This tool will review threads when certain trigger words are included, will pass the content of the post to an AI based tool for assessment against a number of trigger categories, and based on the assessment will flag for human moderation if deemed appropriate before it goes live on the site.
Given we have very very few people moderators, this gives the site a mechanism to try and apply some sensible moderation.
The categories moderation can cover are:
- Harassment
- Harassment/Threatening
- Sexual
- Hate
- Hate/Threatening
- Illegal
- Illegal/Violent
- Self Harm/Intent
- Self Harm/Instructional
- Self Harm
- Sexual/Minors
- Violence
- Violence/Graphic
We will initially set the threshold for intervention pretty high, and as stated it will only apply to posts that contain trigger words.

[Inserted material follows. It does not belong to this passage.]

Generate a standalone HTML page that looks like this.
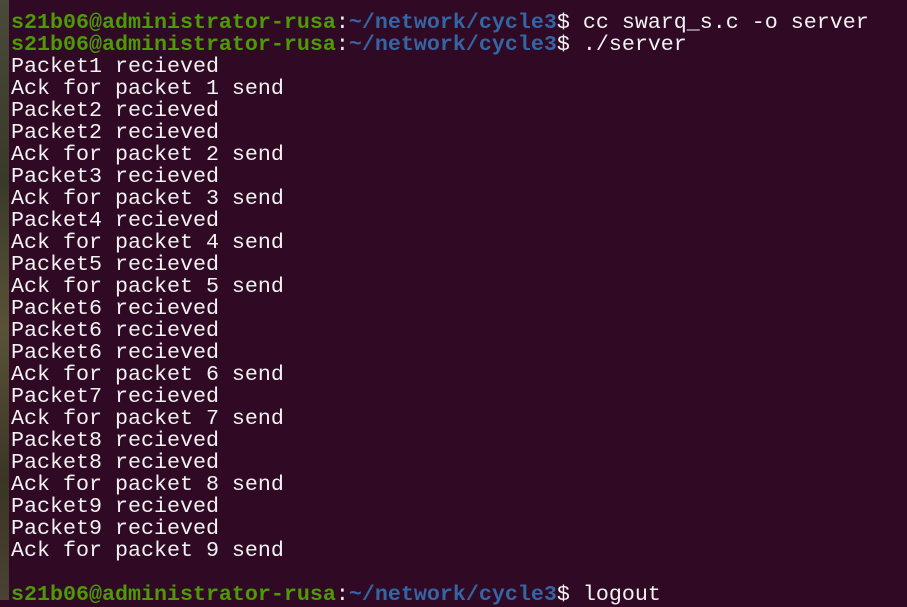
<!DOCTYPE html>
<html><head><meta charset="utf-8"><style>
html,body{margin:0;padding:0;width:907px;height:600px;overflow:hidden;background:#300a24;}
#strip{position:absolute;left:0;top:0;width:9px;height:600px;background:linear-gradient(#4a4a3a,#3a3a2a 30%,#5a5238 55%,#3b3526 80%,#4a4232);}
#t{position:absolute;left:11px;top:-10px;font-family:"Liberation Mono",monospace;font-size:21.67px;line-height:22px;color:#f2f2f2;white-space:pre;margin:0;}
.g{color:#4e9a06;font-weight:bold}.b{color:#3465a4;font-weight:bold}
</style></head><body><div id="strip"></div><pre id="t"> ~
<span class="g">s21b06@administrator-rusa</span>:<span class="b">~/network/cycle3</span>$ cc swarq_s.c -o server
<span class="g">s21b06@administrator-rusa</span>:<span class="b">~/network/cycle3</span>$ ./server
Packet1 recieved
Ack for packet 1 send
Packet2 recieved
Packet2 recieved
Ack for packet 2 send
Packet3 recieved
Ack for packet 3 send
Packet4 recieved
Ack for packet 4 send
Packet5 recieved
Ack for packet 5 send
Packet6 recieved
Packet6 recieved
Packet6 recieved
Ack for packet 6 send
Packet7 recieved
Ack for packet 7 send
Packet8 recieved
Packet8 recieved
Ack for packet 8 send
Packet9 recieved
Packet9 recieved
Ack for packet 9 send

<span class="g">s21b06@administrator-rusa</span>:<span class="b">~/network/cycle3</span>$ logout</pre></body></html>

There will inevitably be some fine tuning required as time goes on and feedback will be welcome as always.
If a poster posts something that the tool decides requires moderation (review by a site mod), you'll get a notification and it won't go live to the site until it gets reviewed and approved.
As always with WHO the goal is to be light touch...and before anyone asks, 'cսnt' will not be a trigger word.
There are also options for us to target all posts on certain threads or all posts by certain posters (though these won't be enabled at launch).
Hopefully this will be something that fills the gap of active moderation that is something we've struggled with for a while now.